▶ _Written task_
From the listing below, count the lines where the string "screenshot" occurs. Give the number, with no other words.

▶ _Provided information_
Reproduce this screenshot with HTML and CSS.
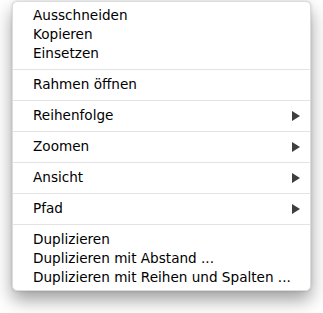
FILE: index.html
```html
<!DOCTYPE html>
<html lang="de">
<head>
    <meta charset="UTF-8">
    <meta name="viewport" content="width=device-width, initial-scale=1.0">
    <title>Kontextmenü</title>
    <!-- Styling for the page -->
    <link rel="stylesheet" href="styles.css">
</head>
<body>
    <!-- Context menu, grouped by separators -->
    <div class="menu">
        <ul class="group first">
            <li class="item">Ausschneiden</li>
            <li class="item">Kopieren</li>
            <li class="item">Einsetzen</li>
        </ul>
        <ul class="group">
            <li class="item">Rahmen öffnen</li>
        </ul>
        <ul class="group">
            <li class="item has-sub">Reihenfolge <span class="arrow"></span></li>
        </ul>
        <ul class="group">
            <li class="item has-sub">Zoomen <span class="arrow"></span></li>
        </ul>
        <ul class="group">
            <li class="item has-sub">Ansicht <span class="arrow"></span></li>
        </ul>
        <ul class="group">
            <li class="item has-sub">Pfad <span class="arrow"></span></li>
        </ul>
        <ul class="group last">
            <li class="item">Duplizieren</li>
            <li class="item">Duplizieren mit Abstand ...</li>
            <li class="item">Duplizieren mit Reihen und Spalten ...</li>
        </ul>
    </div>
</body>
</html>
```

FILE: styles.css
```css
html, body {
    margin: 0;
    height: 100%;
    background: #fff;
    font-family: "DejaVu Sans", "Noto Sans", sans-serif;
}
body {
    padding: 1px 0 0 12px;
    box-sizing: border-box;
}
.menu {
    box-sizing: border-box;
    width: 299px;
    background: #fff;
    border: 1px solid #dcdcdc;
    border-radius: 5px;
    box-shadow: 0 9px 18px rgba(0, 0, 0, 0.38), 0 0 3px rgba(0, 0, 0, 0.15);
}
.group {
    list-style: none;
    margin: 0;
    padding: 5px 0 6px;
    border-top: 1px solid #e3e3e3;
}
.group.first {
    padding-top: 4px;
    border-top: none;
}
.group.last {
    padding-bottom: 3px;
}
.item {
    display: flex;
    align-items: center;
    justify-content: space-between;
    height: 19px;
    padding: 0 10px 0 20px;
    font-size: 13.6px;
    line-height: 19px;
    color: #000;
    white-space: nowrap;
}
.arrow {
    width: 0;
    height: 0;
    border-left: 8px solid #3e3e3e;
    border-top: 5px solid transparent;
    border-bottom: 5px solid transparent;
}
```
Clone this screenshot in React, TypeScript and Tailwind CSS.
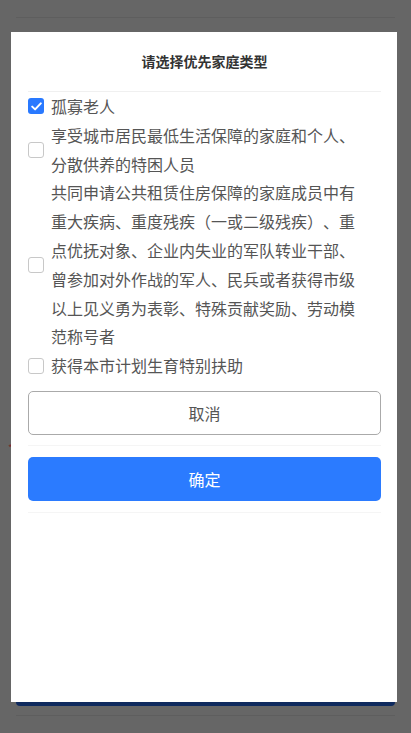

▶ _Response to this exercise_
2